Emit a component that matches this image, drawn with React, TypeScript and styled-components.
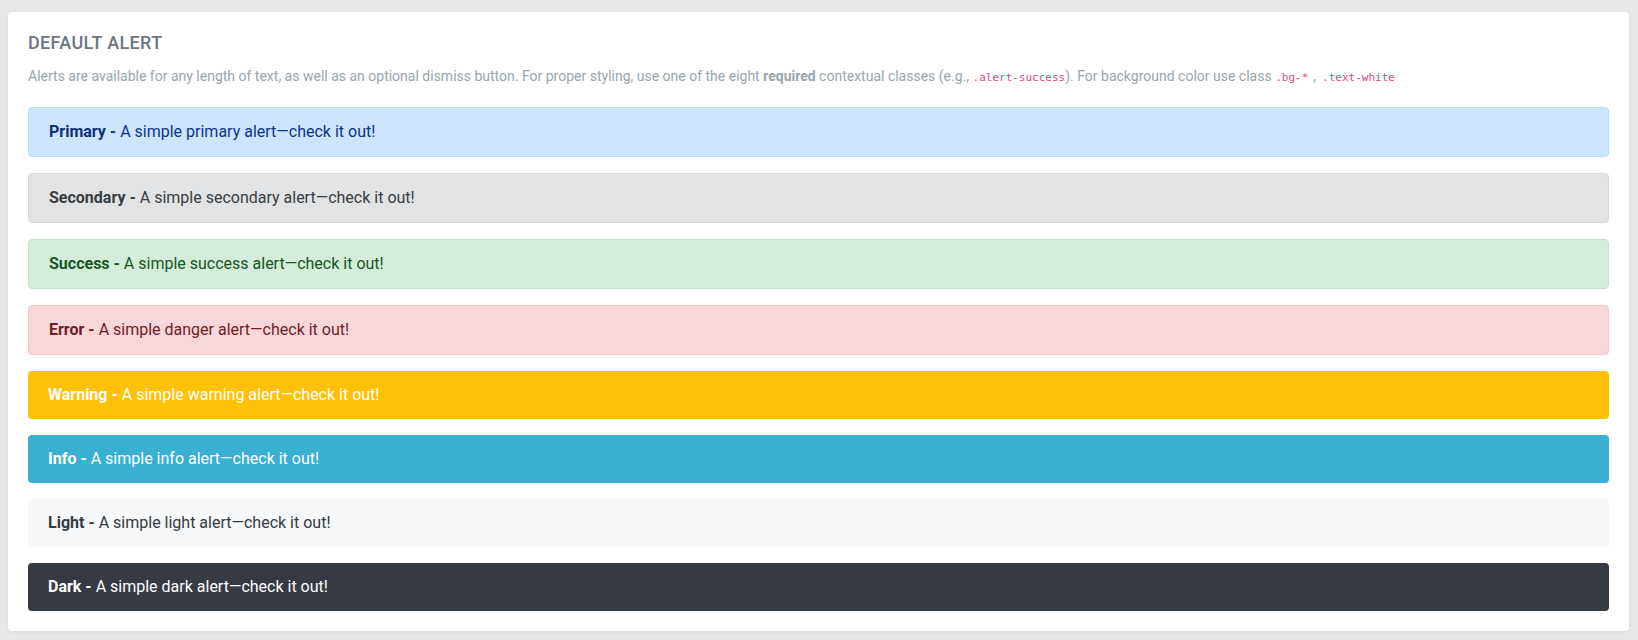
import React from "react";
import styled, { createGlobalStyle } from "styled-components";

const GlobalStyle = createGlobalStyle`
  html, body {
    margin: 0;
    padding: 0;
    background: #e8e8e8;
  }
  body {
    font-family: Roboto, "Noto Sans", sans-serif;
    -webkit-font-smoothing: antialiased;
  }
  * { box-sizing: border-box; }
`;

const Page = styled.div`
  padding: 12px 9px 9px 8px;
`;

const Card = styled.section`
  background: #ffffff;
  border-radius: 4px;
  box-shadow: 0 1px 4px rgba(0, 0, 0, 0.06);
  padding: 20px;
`;

const Title = styled.h4`
  margin: 0 0 12px;
  font-size: 18px;
  line-height: 21.6px;
  font-weight: 500;
  color: #6c757d;
  text-transform: uppercase;
  letter-spacing: 0.35px;
`;

const Description = styled.p`
  margin: 0 0 19px;
  font-size: 14px;
  line-height: 21px;
  color: #98a6ad;

  strong {
    font-weight: 700;
  }
`;

const Code = styled.code`
  font-family: "DejaVu Sans Mono", "Liberation Mono", monospace;
  font-size: 11px;
  color: #e83e8c;
`;

const Separator = styled.span`
  display: inline-block;
  margin: 0 6px 0 5px;
`;

type Variant = {
  bg: string;
  border: string;
  color: string;
  strong: string;
};

const Alert = styled.div<{ $v: Variant }>`
  background: ${(p) => p.$v.bg};
  border: ${(p) => (p.$v.border === "none" ? "none" : `1px solid ${p.$v.border}`)};
  color: ${(p) => p.$v.color};
  border-radius: 4px;
  padding: 12px 20px;
  font-size: 16px;
  line-height: 24px;
  margin-bottom: 16px;

  &:last-child {
    margin-bottom: 0;
  }

  strong {
    font-weight: 700;
    color: ${(p) => p.$v.strong};
  }
`;

const variants: Record<string, Variant> = {
  primary: { bg: "#cce5fc", border: "#b8d9fa", color: "#0c358a", strong: "#0c2f7a" },
  secondary: { bg: "#e2e3e5", border: "#d6d8db", color: "#383d41", strong: "#383d41" },
  success: { bg: "#d4ecda", border: "#c3e6cb", color: "#155724", strong: "#155724" },
  danger: { bg: "#f7d7da", border: "#f5c6cb", color: "#721c24", strong: "#721c24" },
  warning: { bg: "#ffc107", border: "none", color: "#ffffff", strong: "#ffffff" },
  info: { bg: "#39afd1", border: "none", color: "#ffffff", strong: "#ffffff" },
  light: { bg: "#f7f8fa", border: "none", color: "#343a40", strong: "#343a40" },
  dark: { bg: "#363a42", border: "none", color: "#ffffff", strong: "#ffffff" },
};

const alerts = [
  { key: "primary", label: "Primary", text: "A simple primary alert—check it out!" },
  { key: "secondary", label: "Secondary", text: "A simple secondary alert—check it out!" },
  { key: "success", label: "Success", text: "A simple success alert—check it out!" },
  { key: "danger", label: "Error", text: "A simple danger alert—check it out!" },
  { key: "warning", label: "Warning", text: "A simple warning alert—check it out!" },
  { key: "info", label: "Info", text: "A simple info alert—check it out!" },
  { key: "light", label: "Light", text: "A simple light alert—check it out!" },
  { key: "dark", label: "Dark", text: "A simple dark alert—check it out!" },
];

export default function App() {
  return (
    <>
      <GlobalStyle />
      <Page>
        <Card>
          <Title>Default Alert</Title>
          <Description>
            Alerts are available for any length of text, as well as an optional dismiss button. For proper
            styling, use one of the eight <strong>required</strong> contextual classes (e.g.,{" "}
            <Code>.alert-success</Code>). For background color use class <Code>.bg-*</Code>
            <Separator>,</Separator>
            <Code>.text-white</Code>
          </Description>
          {alerts.map((a) => (
            <Alert key={a.key} $v={variants[a.key]}>
              <strong>{a.label} - </strong>
              {a.text}
            </Alert>
          ))}
        </Card>
      </Page>
    </>
  );
}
..........
Reproduce each line holding the word "styled".

Emit a component that matches this image, drawn with React, TypeScript and styled-components.
import styled, { createGlobalStyle } from "styled-components";
const Page = styled.div`
const Card = styled.section`
const Title = styled.h4`
const Description = styled.p`
const Code = styled.code`
const Separator = styled.span`
const Alert = styled.div<{ $v: Variant }>`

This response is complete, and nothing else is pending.